* [DIRECTIONS]: Where a line in the listing contains the string "components", copy that line out.

* [RAW DATA]:
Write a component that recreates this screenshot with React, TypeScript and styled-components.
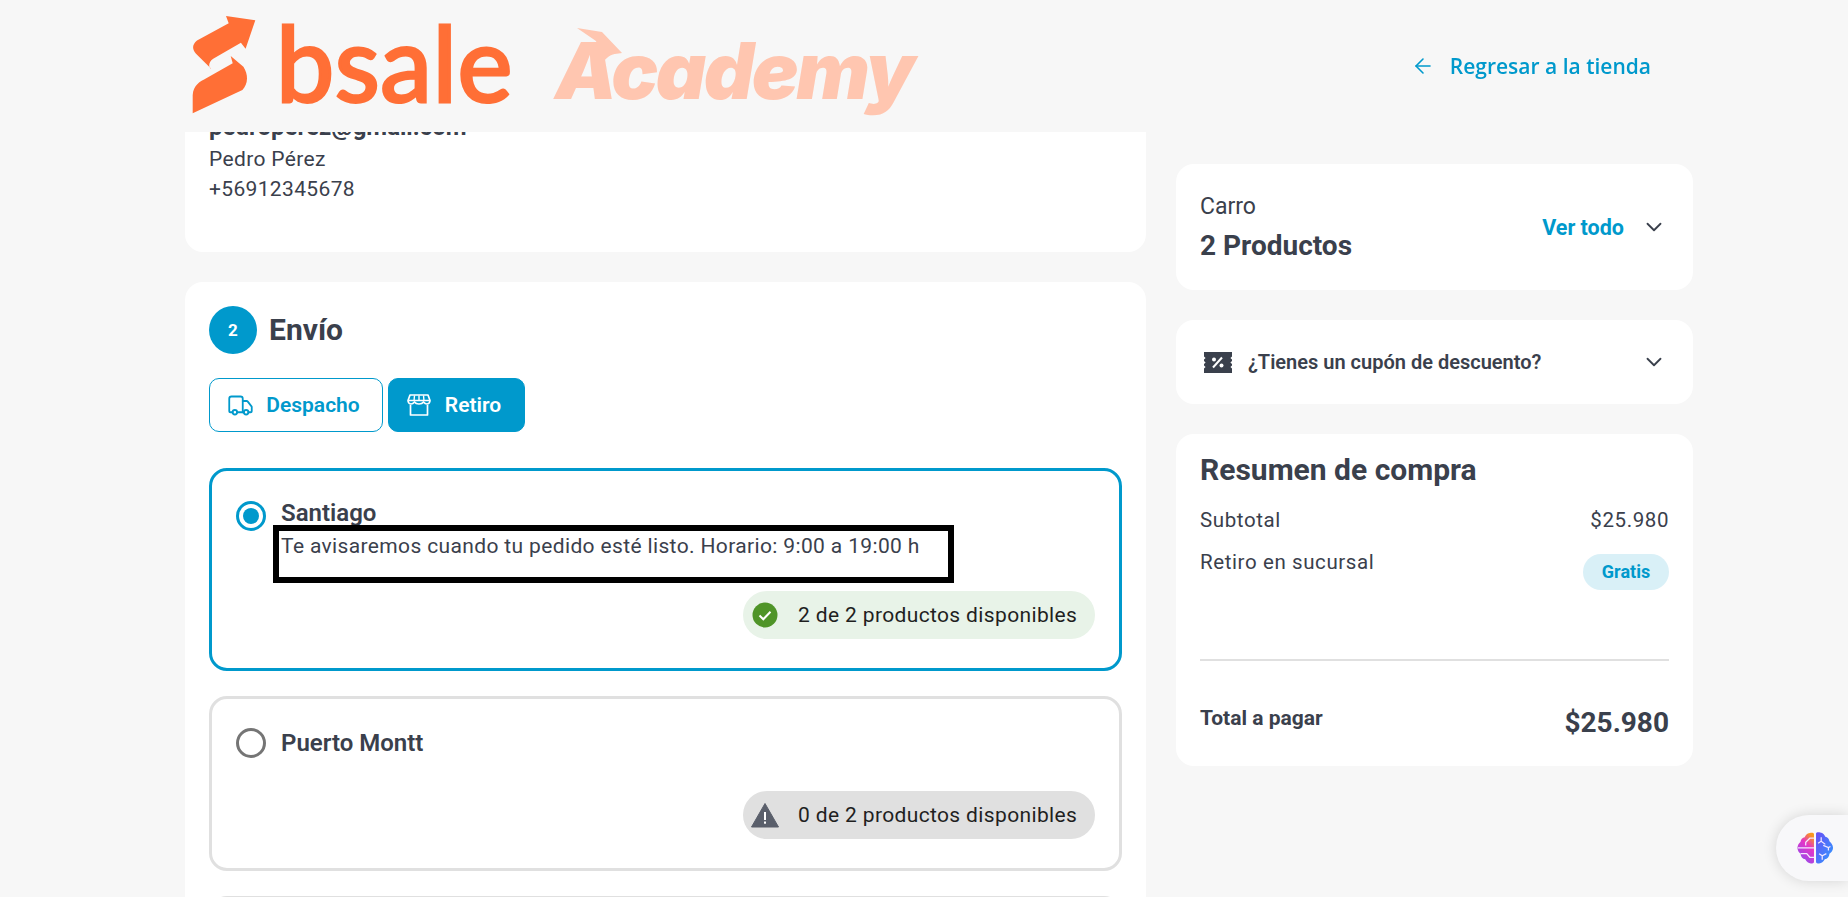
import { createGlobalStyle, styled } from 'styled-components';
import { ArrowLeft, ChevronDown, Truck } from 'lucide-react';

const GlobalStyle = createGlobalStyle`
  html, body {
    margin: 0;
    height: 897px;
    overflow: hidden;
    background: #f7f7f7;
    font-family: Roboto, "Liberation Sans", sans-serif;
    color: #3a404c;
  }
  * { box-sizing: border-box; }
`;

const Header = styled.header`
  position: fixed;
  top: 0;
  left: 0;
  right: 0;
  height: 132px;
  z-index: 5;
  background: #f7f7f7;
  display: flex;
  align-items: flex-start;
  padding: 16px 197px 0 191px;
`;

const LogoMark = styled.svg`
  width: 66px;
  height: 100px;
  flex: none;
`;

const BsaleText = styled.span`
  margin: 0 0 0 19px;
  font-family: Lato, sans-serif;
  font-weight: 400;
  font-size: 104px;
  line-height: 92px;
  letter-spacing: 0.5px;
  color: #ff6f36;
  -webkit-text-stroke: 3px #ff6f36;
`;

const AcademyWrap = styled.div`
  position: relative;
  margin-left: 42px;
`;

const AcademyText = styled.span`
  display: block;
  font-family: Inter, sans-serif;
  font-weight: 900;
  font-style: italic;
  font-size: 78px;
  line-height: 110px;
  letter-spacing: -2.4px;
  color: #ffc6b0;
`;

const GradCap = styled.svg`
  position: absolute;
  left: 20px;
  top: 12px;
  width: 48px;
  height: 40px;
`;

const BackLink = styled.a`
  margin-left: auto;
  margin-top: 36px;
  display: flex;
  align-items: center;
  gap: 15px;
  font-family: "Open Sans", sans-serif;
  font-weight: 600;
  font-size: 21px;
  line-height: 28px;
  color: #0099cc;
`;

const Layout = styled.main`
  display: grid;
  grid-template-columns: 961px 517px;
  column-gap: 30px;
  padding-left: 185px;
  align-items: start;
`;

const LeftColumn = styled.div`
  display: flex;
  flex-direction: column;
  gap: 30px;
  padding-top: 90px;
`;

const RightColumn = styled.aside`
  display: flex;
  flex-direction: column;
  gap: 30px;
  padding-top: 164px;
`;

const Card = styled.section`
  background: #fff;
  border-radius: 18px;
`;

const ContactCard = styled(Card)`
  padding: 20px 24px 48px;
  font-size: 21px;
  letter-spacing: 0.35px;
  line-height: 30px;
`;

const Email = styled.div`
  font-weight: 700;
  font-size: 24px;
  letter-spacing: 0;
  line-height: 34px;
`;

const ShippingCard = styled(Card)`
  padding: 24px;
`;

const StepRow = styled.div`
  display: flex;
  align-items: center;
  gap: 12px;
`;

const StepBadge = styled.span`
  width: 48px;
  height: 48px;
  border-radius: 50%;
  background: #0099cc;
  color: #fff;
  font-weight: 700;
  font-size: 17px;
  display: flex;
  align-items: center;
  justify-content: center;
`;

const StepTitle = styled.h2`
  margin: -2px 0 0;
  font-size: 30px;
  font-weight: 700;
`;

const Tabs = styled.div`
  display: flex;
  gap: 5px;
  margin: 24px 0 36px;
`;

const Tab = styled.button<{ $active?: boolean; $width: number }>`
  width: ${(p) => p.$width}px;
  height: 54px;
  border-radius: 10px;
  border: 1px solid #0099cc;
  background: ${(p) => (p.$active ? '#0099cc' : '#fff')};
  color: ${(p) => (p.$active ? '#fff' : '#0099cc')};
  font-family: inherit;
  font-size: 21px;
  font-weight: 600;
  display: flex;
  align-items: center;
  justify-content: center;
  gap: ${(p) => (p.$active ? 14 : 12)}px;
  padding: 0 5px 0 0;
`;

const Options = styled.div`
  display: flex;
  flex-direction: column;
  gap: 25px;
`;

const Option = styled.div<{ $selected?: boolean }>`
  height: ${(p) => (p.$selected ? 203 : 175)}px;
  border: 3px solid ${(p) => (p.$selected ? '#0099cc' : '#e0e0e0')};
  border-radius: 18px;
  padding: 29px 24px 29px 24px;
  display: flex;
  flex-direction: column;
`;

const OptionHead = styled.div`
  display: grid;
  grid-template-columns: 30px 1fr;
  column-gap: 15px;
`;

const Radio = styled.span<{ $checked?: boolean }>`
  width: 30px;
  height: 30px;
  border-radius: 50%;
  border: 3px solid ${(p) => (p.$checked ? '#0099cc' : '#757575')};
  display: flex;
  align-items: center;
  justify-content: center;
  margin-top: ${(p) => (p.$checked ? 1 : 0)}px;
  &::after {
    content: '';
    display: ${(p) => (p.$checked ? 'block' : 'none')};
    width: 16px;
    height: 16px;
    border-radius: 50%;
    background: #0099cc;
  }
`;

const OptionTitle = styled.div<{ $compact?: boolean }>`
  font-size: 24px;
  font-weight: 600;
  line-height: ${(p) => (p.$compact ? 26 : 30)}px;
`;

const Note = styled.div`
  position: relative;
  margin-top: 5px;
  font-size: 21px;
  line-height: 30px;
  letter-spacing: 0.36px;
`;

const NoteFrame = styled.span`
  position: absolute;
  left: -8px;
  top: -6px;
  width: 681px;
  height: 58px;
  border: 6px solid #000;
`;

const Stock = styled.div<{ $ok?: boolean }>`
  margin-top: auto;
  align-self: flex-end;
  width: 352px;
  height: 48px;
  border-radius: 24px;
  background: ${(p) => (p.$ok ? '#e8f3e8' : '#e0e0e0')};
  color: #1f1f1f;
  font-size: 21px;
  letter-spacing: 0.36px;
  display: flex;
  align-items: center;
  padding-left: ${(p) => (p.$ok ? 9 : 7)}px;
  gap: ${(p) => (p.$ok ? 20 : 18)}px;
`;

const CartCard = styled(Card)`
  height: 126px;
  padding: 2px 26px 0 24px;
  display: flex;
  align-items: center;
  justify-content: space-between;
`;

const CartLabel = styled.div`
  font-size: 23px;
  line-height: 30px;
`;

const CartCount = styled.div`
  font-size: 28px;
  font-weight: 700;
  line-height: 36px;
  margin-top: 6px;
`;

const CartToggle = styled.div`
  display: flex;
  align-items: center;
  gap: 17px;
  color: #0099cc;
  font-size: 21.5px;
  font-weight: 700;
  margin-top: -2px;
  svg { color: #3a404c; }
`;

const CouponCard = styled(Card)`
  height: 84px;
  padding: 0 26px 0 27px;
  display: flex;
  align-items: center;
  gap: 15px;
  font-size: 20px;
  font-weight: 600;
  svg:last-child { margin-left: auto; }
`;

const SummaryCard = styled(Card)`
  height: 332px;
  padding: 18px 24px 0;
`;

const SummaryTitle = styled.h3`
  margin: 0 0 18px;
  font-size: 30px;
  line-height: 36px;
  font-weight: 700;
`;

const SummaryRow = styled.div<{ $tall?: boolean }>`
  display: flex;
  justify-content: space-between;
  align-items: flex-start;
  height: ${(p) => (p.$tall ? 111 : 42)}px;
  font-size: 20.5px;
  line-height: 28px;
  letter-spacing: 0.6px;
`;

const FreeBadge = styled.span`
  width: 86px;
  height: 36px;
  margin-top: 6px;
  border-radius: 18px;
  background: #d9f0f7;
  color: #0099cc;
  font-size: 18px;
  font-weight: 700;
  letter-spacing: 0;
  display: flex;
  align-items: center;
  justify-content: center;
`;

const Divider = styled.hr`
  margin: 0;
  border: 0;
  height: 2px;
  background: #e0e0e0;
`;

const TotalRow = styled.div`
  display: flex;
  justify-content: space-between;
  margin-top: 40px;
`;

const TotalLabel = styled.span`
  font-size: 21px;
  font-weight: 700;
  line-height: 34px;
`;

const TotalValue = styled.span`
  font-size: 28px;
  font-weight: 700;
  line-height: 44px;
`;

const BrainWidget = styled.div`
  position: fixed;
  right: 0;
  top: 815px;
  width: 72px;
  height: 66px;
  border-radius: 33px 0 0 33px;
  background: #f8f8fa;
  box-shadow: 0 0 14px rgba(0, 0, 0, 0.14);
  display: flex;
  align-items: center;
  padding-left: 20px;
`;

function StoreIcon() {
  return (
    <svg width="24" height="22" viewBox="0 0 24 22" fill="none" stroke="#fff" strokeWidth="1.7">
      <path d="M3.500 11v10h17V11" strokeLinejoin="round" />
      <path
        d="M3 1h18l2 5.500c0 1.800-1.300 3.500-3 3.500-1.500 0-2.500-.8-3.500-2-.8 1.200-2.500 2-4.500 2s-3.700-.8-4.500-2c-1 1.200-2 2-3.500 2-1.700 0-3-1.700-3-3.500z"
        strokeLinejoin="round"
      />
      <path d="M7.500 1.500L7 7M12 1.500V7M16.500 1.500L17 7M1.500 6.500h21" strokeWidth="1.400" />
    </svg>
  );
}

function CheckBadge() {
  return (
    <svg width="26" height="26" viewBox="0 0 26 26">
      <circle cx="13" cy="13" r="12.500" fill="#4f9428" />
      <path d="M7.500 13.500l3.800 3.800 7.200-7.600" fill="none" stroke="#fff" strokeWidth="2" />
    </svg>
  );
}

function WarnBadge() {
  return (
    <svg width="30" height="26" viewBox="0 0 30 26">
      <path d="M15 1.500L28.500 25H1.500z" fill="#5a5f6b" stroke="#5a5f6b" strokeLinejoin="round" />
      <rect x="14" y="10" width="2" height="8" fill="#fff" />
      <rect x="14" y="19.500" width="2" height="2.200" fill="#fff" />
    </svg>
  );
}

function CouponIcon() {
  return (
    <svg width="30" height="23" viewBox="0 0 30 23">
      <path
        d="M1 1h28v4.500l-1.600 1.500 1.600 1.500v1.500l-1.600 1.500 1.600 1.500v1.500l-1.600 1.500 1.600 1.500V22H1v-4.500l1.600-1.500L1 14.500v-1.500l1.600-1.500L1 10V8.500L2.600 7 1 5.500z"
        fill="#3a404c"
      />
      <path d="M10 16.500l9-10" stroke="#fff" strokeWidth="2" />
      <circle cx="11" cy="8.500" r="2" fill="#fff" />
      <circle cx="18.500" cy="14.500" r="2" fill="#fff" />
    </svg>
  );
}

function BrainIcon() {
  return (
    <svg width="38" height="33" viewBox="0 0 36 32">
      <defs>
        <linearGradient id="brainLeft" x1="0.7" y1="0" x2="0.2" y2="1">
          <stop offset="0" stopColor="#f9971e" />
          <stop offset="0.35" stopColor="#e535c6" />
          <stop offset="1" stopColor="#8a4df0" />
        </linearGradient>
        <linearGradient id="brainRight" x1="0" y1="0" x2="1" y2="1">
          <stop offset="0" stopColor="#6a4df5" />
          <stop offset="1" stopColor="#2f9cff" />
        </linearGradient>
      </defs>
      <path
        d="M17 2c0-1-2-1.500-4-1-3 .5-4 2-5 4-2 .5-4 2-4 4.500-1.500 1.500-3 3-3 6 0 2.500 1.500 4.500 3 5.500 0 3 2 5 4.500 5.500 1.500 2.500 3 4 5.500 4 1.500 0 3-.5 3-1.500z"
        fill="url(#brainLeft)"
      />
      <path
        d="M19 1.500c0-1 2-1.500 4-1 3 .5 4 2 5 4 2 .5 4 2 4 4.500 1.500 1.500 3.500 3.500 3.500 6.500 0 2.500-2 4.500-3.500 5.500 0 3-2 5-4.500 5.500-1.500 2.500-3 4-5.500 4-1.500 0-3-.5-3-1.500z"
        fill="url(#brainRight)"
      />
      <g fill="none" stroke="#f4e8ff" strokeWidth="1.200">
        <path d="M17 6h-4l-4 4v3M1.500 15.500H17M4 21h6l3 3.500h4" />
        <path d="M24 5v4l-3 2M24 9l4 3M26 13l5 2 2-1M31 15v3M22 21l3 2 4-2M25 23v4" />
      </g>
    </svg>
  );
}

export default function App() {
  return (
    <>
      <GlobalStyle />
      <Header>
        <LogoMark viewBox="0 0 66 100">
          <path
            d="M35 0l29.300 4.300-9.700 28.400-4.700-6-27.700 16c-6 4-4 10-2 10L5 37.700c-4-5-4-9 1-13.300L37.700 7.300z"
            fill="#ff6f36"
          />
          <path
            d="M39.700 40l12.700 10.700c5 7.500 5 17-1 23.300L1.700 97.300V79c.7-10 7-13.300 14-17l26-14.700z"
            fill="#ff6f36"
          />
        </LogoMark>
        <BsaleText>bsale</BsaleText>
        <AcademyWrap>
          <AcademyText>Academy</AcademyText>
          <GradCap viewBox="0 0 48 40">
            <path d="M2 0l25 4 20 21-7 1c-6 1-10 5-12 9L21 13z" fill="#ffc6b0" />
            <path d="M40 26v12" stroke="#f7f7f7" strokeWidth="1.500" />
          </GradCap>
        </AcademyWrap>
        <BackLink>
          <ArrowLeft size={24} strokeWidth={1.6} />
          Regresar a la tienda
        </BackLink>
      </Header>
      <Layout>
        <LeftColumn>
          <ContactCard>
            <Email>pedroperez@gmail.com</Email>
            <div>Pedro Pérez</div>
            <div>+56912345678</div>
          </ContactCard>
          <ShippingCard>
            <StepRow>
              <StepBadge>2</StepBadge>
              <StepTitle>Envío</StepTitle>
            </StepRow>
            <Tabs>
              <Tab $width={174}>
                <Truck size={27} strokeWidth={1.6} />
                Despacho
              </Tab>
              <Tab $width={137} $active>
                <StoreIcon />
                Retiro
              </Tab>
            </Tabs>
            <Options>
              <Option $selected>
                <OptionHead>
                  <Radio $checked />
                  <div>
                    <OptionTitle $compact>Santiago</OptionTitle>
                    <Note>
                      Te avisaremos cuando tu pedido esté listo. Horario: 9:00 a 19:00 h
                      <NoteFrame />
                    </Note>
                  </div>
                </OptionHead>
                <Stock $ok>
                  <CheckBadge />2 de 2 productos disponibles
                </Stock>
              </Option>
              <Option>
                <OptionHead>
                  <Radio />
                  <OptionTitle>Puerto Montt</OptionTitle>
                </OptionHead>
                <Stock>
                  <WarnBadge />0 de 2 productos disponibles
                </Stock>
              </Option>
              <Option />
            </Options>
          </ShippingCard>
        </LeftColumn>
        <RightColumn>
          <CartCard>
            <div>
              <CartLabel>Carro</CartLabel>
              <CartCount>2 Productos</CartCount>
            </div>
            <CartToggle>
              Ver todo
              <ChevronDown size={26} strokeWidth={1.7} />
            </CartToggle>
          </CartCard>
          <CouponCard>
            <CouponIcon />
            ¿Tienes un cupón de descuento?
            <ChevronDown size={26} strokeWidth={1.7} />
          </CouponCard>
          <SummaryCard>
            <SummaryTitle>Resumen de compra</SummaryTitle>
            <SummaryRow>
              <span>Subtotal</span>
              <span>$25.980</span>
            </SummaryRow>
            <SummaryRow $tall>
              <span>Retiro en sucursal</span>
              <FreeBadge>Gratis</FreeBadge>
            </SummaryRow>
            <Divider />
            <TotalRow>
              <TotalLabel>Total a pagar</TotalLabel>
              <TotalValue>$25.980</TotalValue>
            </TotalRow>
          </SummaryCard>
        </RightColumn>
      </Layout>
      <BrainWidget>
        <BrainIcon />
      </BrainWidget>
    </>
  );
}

* [FINAL RESULT]:
Write a component that recreates this screenshot with React, TypeScript and styled-components.
import { createGlobalStyle, styled } from 'styled-components';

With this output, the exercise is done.